Venky, Varun, and Prasad enjoyed their lives in Europe. One day, Honey and Harika saw them in Europe and requested them to return, but they mocked and insulted them. Honey and Harika left the place, cursing them. Venky, Varun, and Prasad gatecrashed a party hosted by influential businessman Dora Swamy Naidu on the occasion of his sons' fixed marriages. Venky and Varun were stunned to know that Harika and Honey were the brides of Dora Swamy Naidu's sons. Dora Swamy Naidu believes that a home would be peaceful if the family's sons were married to sisters, who would act peacefully by being sisters with each other. Dora Swamy Naidu's wife and his elder brother Ramaswamy Naidu's wife are sisters, too. Doraswamy Naidu had previously broken his elder son's marriage with Anasuya when the latter's sister refused to marry his younger son. Besides, Honey and Harika declined to return when Varun and Venky challenged them to stop the marriage.
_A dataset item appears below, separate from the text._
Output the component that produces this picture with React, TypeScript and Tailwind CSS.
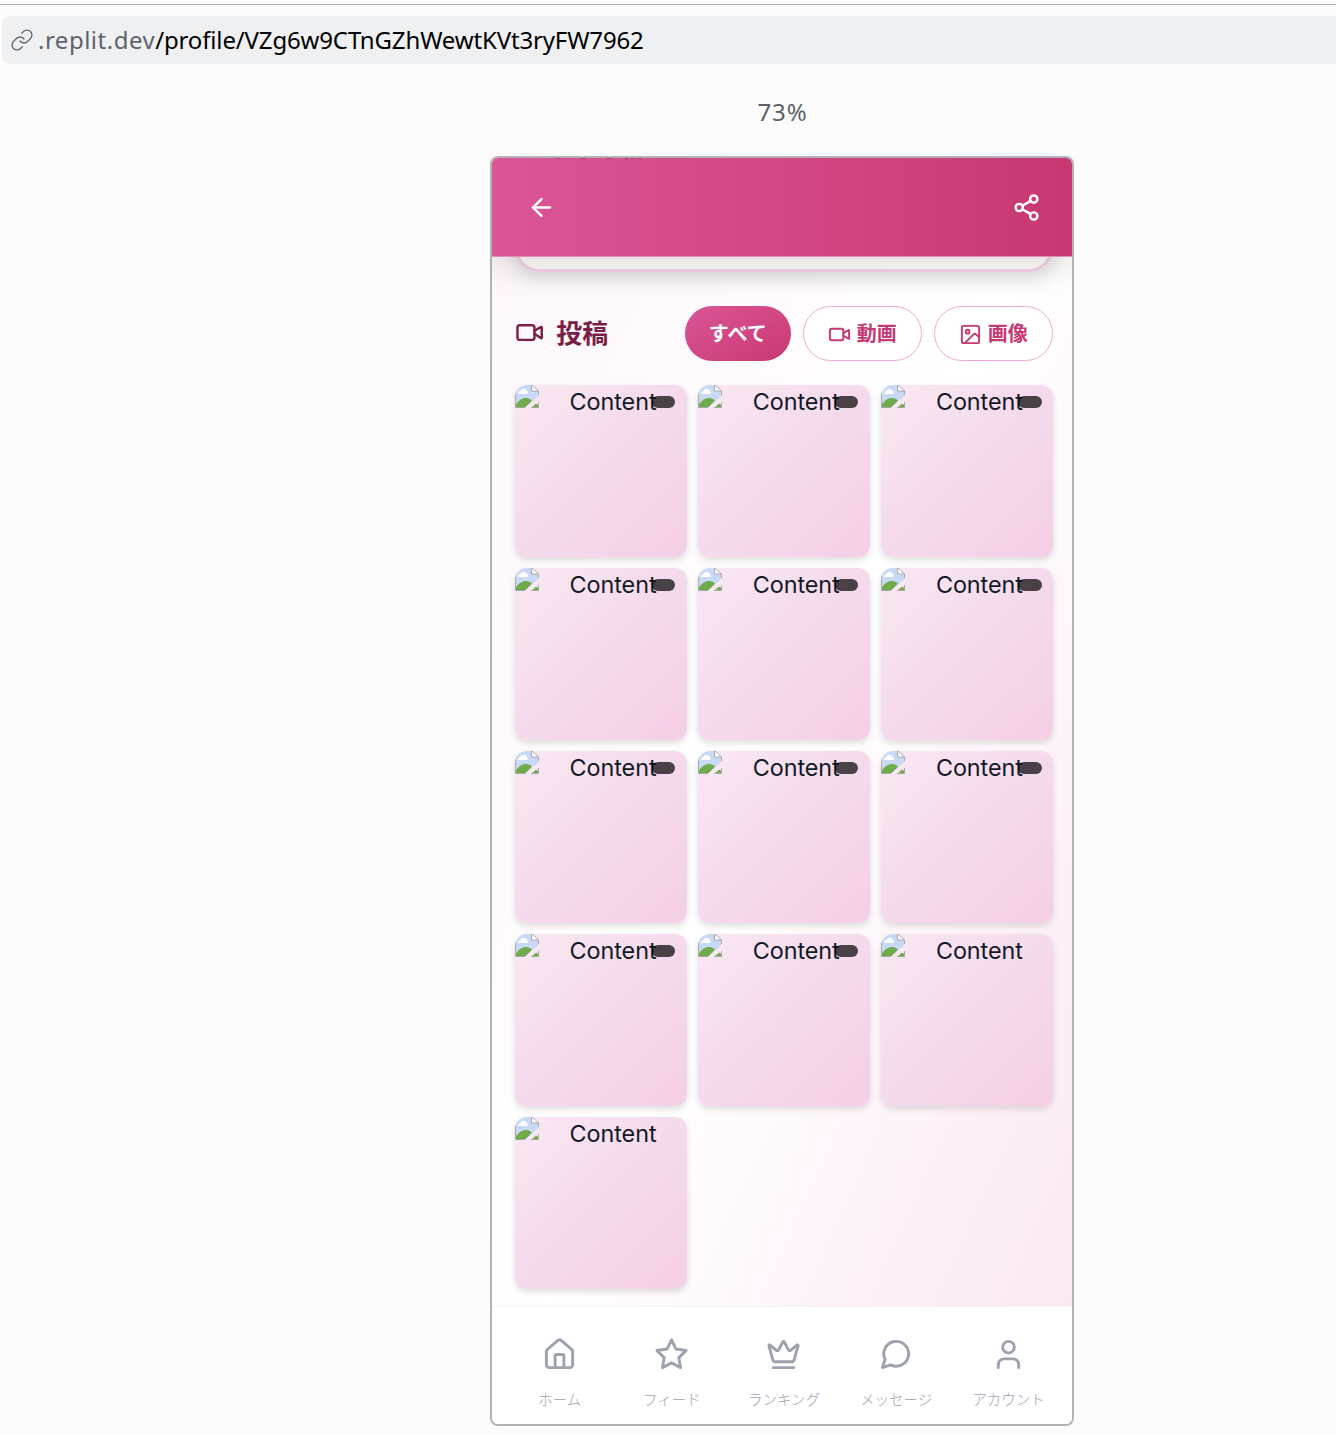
import type { ReactNode } from "react";

function Icon({ className, children, sw = 2 }: { className: string; children: ReactNode; sw?: number }) {
  return (
    <svg viewBox="0 0 24 24" fill="none" stroke="currentColor" strokeWidth={sw} strokeLinecap="round" strokeLinejoin="round" className={className}>
      {children}
    </svg>
  );
}

const video = (
  <>
    <path d="m16 13 5.223 3.482a.5.5 0 0 0 .777-.416V7.870a.5.5 0 0 0-.752-.432L16 10.500" />
    <rect width="14" height="12" x="2" y="6" rx="2" />
  </>
);

function BrokenImage() {
  return (
    <svg viewBox="0 0 24 24" className="-mt-[0.5px] block size-6 shrink-0">
      <path d="M.5 23.5V.5H16.500l7 6.500v6.500l-10 10Z" fill="#c8d9f5" />
      <path d="M3 9.500a2.500 2.500 0 0 1 2.500-2.500 3.300 3.300 0 0 1 6.300 0 1.700 1.700 0 0 1 .2 3H3.500Z" fill="#fff" />
      <path d="M1 23.500v-3c2.500-4 6-6.500 10-6.500 2.500 0 4.500 1 6 2.500l-6.500 7Z" fill="#6fac49" />
      <path d="m15.500 23.500 4.500-5 3.500 3v2Z" fill="#6fac49" />
      <path d="M9.500 24 24 11.500V17l-8 7Z" fill="#f9e7f2" />
      <path d="M16.500.5V7h7Z" fill="#fff" />
      <path d="M.5 23.500V.5h16l7 6.500v4M16.500.5V7h7M.5 23.500h9.500M16 23.500h7.500V18" stroke="#a3a3a8" strokeWidth="0.9" fill="none" />
    </svg>
  );
}

function Tile({ badge }: { badge: boolean }) {
  return (
    <div className="relative flex h-[172px] overflow-hidden rounded-[12px] bg-linear-to-br from-[#fae8f3] via-[#f5daec] to-[#f4cfe5]">
      <BrokenImage />
      <span className="ml-[30.500px] text-[23.360px] leading-[33px] tracking-[-0.05px] text-[#111827]">Content</span>
      {badge && <span className="absolute right-[11.500px] top-[11.500px] h-[12px] w-[23.500px] rounded-full bg-black/70" />}
    </div>
  );
}

const nav = [
  {
    label: "ホーム",
    icon: (
      <>
        <path d="M15 21v-8a1 1 0 0 0-1-1h-4a1 1 0 0 0-1 1v8" />
        <path d="M3 10a2 2 0 0 1 .709-1.528l7-6a2 2 0 0 1 2.582 0l7 6A2 2 0 0 1 21 10v9a2 2 0 0 1-2 2H5a2 2 0 0 1-2-2z" />
      </>
    ),
  },
  { label: "フィード", icon: <path d="M12 2l3.090 6.260L22 9.270l-5 4.870 1.180 6.880L12 17.770l-6.180 3.250L7 14.140 2 9.270l6.910-1.010L12 2z" /> },
  {
    label: "ランキング",
    icon: (
      <>
        <path d="M11.562 3.266a.5.5 0 0 1 .876 0L15.390 8.870a1 1 0 0 0 1.516.294L21.183 5.500a.5.5 0 0 1 .798.519l-2.834 10.246a1 1 0 0 1-.956.734H5.810a1 1 0 0 1-.957-.734L2.020 6.020a.5.5 0 0 1 .798-.519l4.276 3.664a1 1 0 0 0 1.516-.294z" />
        <path d="M5 21h14" />
      </>
    ),
  },
  { label: "メッセージ", icon: <path transform="translate(-0.7 0)" d="m3 21 1.900-5.700a8.500 8.500 0 1 1 3.800 3.800z" /> },
  {
    label: "アカウント",
    icon: (
      <>
        <path d="M19 21v-2a4 4 0 0 0-4-4H9a4 4 0 0 0-4 4v2" />
        <circle cx="12" cy="7" r="4" />
      </>
    ),
  },
];

export default function App() {
  return (
    <div className="flex h-[1434px] w-[1336px] flex-col overflow-hidden bg-[#fcfcfc] font-[Inter,'Noto_Sans_CJK_JP',sans-serif]">
      <div className="mt-1 h-px shrink-0 bg-[#b0b0b0]" />
      <div className="ml-[2px] mt-[11px] flex h-12 shrink-0 items-center rounded-l-[8px] bg-[#eff0f2] pl-[8px]">
        <Icon className="size-6 shrink-0 text-[#5f636b]" sw={1.3}>
          <path d="M10 13a5 5 0 0 0 7.540.540l3-3a5 5 0 0 0-7.070-7.070l-1.720 1.710" />
          <path d="M14 11a5 5 0 0 0-7.540-.540l-3 3a5 5 0 0 0 7.070 7.070l1.710-1.710" />
        </Icon>
        <span className="ml-[4px] font-['Noto_Sans',sans-serif] text-[24px] leading-8 tracking-[0.5px] text-[#5f636b]">
          .replit.dev<span className="tracking-[-0.15px] text-black">/profile/VZg6w9CTnGZhWewtKVt3ryFW7962</span>
        </span>
      </div>
      <div className="ml-[491px] mt-[32px] h-8 w-[583px] shrink-0 text-center font-['Noto_Sans',sans-serif] text-[24px] leading-8 tracking-[0.9px] text-[#5c5f66]">73%</div>
      <div className="ml-[490px] mt-[28px] flex h-[1270px] w-[584px] shrink-0 flex-col overflow-hidden rounded-[8px] border-2 border-[#b1b2b4] bg-linear-to-br from-[#fdf6fa] via-white to-[#fae6f2]">
        <header className="relative z-10 flex h-[99px] shrink-0 items-center justify-between border-b border-[#e58bb8] bg-linear-to-r from-[#db5597] to-[#c83872] pl-[35px] pr-[31px] text-white shadow-[0_10px_30px_rgba(0,0,0,0.13)]">
          <div className="absolute left-[64px] top-0 flex h-px w-[90px] gap-[20px] opacity-60">
            <i className="w-[4px] bg-[#8d2f62]" />
            <i className="w-[6px] bg-[#8d2f62]" />
            <i className="w-[6px] bg-[#8d2f62]" />
            <i className="-ml-[8px] w-[4px] bg-[#8d2f62]" />
            <i className="-ml-[17px] w-[4px] bg-[#8d2f62]" />
            <i className="-ml-[17px] w-[4px] bg-[#8d2f62]" />
          </div>
          <Icon className="size-[29px]">
            <path d="m12 19-7-7 7-7" />
            <path d="M19 12H5" />
          </Icon>
          <Icon className="size-[29px]">
            <circle cx="18" cy="5" r="3" />
            <circle cx="6" cy="12" r="3" />
            <circle cx="18" cy="19" r="3" />
            <path d="m8.590 13.510 6.830 3.980M15.410 6.510l-6.820 3.980" />
          </Icon>
        </header>
        <div className="ml-[23px] -mt-[26px] h-[41px] w-[538px] shrink-0 rounded-b-[24px] border-[3px] border-t-0 border-[#f6d3e8] bg-white/80 shadow-[0_8px_16px_rgba(0,0,0,0.1)]" />
        <div className="ml-[23px] mt-[33px] flex h-[56px] w-[538px] shrink-0 items-center">
          <Icon className="size-[29.200px] shrink-0 text-[#7b1e45]">{video}</Icon>
          <h2 className="ml-[12px] mt-[2px] text-[26px] font-bold leading-[36px] text-[#7b1e45]">投稿</h2>
          <div className="ml-auto flex gap-[11.500px] text-[20px] font-bold leading-7 text-[#c83872]">
            <button className="flex h-[55px] w-[106.500px] items-center justify-center rounded-full bg-linear-to-br from-[#db5597] to-[#c83872] pt-[2px] text-white">すべて</button>
            <button className="flex h-[55px] w-[119.500px] items-center justify-center gap-[6px] rounded-full border-[1.500px] border-[#f0a9d6] bg-white pt-[2px]">
              <Icon className="mt-px size-[23px]">{video}</Icon>動画
            </button>
            <button className="flex h-[55px] w-[119.500px] items-center justify-center gap-[6px] rounded-full border-[1.500px] border-[#f0a9d6] bg-white pt-[2px]">
              <Icon className="mt-px size-[23px]">
                <rect width="18" height="18" x="3" y="3" rx="2" />
                <circle cx="9" cy="9" r="2" />
                <path d="m21 15-3.086-3.086a2 2 0 0 0-2.828 0L6 21" />
              </Icon>
              画像
            </button>
          </div>
        </div>
        <div className="ml-[23px] mt-[23.500px] grid w-[538px] grid-cols-3 gap-x-[11.600px] gap-y-[11.100px]">
          {Array.from({ length: 13 }, (_, i) => (
            <div key={i} className="rounded-[12px] shadow-[0_3px_6px_rgba(0,0,0,0.13)]">
              <Tile badge={i < 11} />
            </div>
          ))}
        </div>
        <nav className="mt-auto grid h-[118px] shrink-0 grid-cols-5 border-t-[1.500px] border-[#f3f4f6] bg-white pl-[11.500px] pr-[7.500px] text-[#9ca3af]">
          {nav.map((n) => (
            <div key={n.label} className="flex flex-col items-center pt-[30px]">
              <Icon className="size-[35px]">{n.icon}</Icon>
              <span className="mt-[18px] whitespace-nowrap text-[14.500px] font-light leading-5">{n.label}</span>
            </div>
          ))}
        </nav>
      </div>
    </div>
  );
}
Impersonating themselves as writers willing to write a biography of Doraswamy, Naidu, Venky, and Varun enter his house and try several methods to prevent the marriage. Still, Harika and Honey thwart their attempts.

Frustrated as Honey and Harika get engaged, Varun and Venky get drunk and create a scene. Doraswamy Naidu had them arrested and revealed that Honey and Harika revealed the truth to him long ago. After listening to their story, Vishwanath takes Venky, Prasad, and Varun to his house and introduces them to his wife, Lakshmi, with whom he shares a cordial relationship. Vishwanath lectures the trio that husbands must comprehend their wives, who still love them despite their ignorance, whereas the latter always feel troubled. Admitting their faults, Venky and Varun step to reconcile with their respective partners. They gatecrash Honey and Harika's Sangeet party with Anasuya, who convinced her younger sister to marry Doraswamy Naidu's younger son. However, the discussion comes to a halt when John Snow, Anasuya's brother, has Doraswamy Naidu, Harika, and Honey kidnapped as an act of revenge, unaware of the scenario that happened.
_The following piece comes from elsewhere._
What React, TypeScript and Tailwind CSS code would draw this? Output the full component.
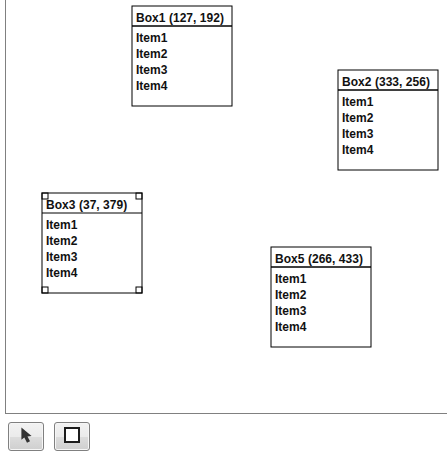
type Box = { title: string; x: number; y: number; selected?: boolean };

const boxes: Box[] = [
  { title: 'Box1 (127, 192)', x: 132, y: 6 },
  { title: 'Box2 (333, 256)', x: 338, y: 70 },
  { title: 'Box3 (37, 379)', x: 42, y: 193, selected: true },
  { title: 'Box5 (266, 433)', x: 271, y: 247 },
];

const items = ['Item1', 'Item2', 'Item3', 'Item4'];
const corners = [
  [0, 0],
  [94, 0],
  [0, 94],
  [94, 94],
];

function Node({ title, x, y, selected }: Box) {
  return (
    <div
      className="absolute size-[100px] pl-1 pt-1 text-[12px] font-bold leading-4 text-[#111]"
      style={{ left: x, top: y }}
    >
      <svg className="absolute left-0 top-0 overflow-visible" width="100" height="100" fill="none" stroke="#000">
        <rect width="100" height="100" />
        <path d="M0 20H100" />
        {!selected && <path d="M0 20H100" />}
        {selected && corners.map(([cx, cy]) => <rect key={`${cx}-${cy}`} x={cx} y={cy} width="6" height="6" />)}
      </svg>
      <div className="h-5 whitespace-nowrap tracking-[0.04px]">{title}</div>
      <ul>
        {items.map((item) => (
          <li key={item}>{item}</li>
        ))}
      </ul>
    </div>
  );
}

const button =
  'flex h-[29px] w-9 items-start justify-center rounded-[3px] border border-[#808080] bg-[linear-gradient(#f2f2f2,#ebebeb_50%,#dddddd_50%,#cfcfcf)] shadow-[inset_0_0_0_1px_#f6f6f6]';

export default function App() {
  return (
    <div className="h-[455px] w-[447px] overflow-hidden bg-white pl-[5px] font-['Liberation_Sans',Arial,sans-serif]">
      <div className="h-[414px] border-b border-l border-[#808080]">
        {boxes.map((box) => (
          <Node key={box.title} {...box} />
        ))}
      </div>
      <div className="flex gap-[10px] pl-[3px] pt-2">
        <button className={button} aria-label="Select">
          <svg className="mt-1" width="12" height="17" viewBox="0 0 12 17" fill="#333">
            <path d="M1.4 .6V12.8L4.3 10.5L7 15.8L10 14.3L7.5 9.4L11.6 9Z" />
          </svg>
        </button>
        <button className={button} aria-label="Add box">
          <span className="mt-1 size-4 border-2 border-[#1c1c1c] bg-white" />
        </button>
      </div>
    </div>
  );
}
John takes the trio onto a weak bridge, unaware of its condition where everyone reaches, and John realizes what happened at the Sangeet Party. Harika and Honey still refuse to reconcile with Venky and Varun. The bridge starts to collapse. Harika and Honey go onto the safe side while Venky, Varun, and others remain trapped. Harika and Honey give in when Venky and Varun attempt suicide, and reveal that they had sent Anasuya to them and always wanted them to realize. Venky and Varun go to the safer side by using the Caution board as a bridge. However, the board falls into the river when the others trapped on the bridge fight about who has to go first. Venky, Varun, Harika, and Honey leave while the trapped people wait for the rescue team.

== Production ==
Principal photography began on 27 June 2018. Filming took place in Hyderabad, Prague and Bangkok.

== Music ==

The music is composed by Devi Sri Prasad, marking his first collaboration with Anil Ravipudi, and the lyrics were written by Sri Mani, Balaji, and Kasarla Shyam. Audio rights to the film were purchased by Aditya Music. A video teaser of "Rechipodham Brother" was released on 19 December 2018, and the lyrical video was released a day later on 20 December 2018. The second single track, "Entho Fun" sung by Devi Sri Prasad was released on 26 December 2018. The third single track "Honey is the Best" was released on 29 December 2018. The audio launch event took place on 30 December 2018, at RK Beach in Vishakapatnam.

Tracklist
| No. | Title | Lyrics | Singer(s) | Length |
|---|---|---|---|---|
| 1. | "Rechipodham" | Kasarla Shyam | David Simon | 3:44 |
| 2. | "Entho Fun" | Shreemani | Devi Sri Prasad | 4:34 |
| 3. | "Honey Is The Best" | Shreemani | Hariharasudhan | 3:10 |
| 4. | "Dhan Dhan" | Kasarla Shyam | Hemachandra, Sravana Bhargavi | 3:48 |
| 5. | "Girra Girra" | Balaji | Sagar, M. M. Manasi | 4:55 |
| 6. | "Ding Dong" | Kasarla Shyam | Rahul Sipligunj, Malathi | 3:33 |
| Total length: |  |  |  | 23:51 |

==Release==
===Theatrical===
F2: Fun and Frustration was released in the Telugu language worldwide on 12 January 2019 coinciding with the Sankranthi weekend. The film was dubbed and released in Hindi, Tamil, and Malayalam under the same title.

===Home media===
The film was dubbed into Hindi and released on 14 July 2019 by Aditya Movies.

== Reception ==
===Box office===
F2 grossed ₹17.2 crore on opening day in Andhra Pradesh and Telangana, and ₹22 crore in India. By the third weekend, the film grossed $2 million at the United States box office, and by the end of its full theatrical run, it grossed more than ₹185 crore worldwide and wound up as one of the highest grossing Telugu film of 2019.

=== Critical response ===
Y. Sunita Chowdhary of The Hindu wrote: "This family drama’s appeal stems from good casting. Venkatesh plays his comic part to perfection consistently and capitalizes on Ravipudi’s dialogues with great timing and flourish. One is reminded of his glorious projects in the past. Varun Tej also impresses."

Firstpost gave 3.5 out of 5 stars and stated "F2 manages to entertain quite a lot and it's well-intentioned. It wants men to understand the importance of saying ‘sorry’ and ‘I love you’ when it matters the most. In the film, Venky and Varun might have learned their lesson the hard way, but they do unravel the secret to a life of happiness — that you don't have to learn Venky Aasan, but just follow what Pradeep says right from the beginning till the end — Anthega Anthega".

The Times of India gave 2.5 out of 5 stars and said "Give it a go for Venkatesh, who saves this film from sinking into oblivion. But give it a cold hard miss if outdated humor and gender tropes are not your cups of tea."

== Sequel ==

After the success of F2, Ravipudi and Raju planned a sequel named F3. The film was released on 27 May 2022.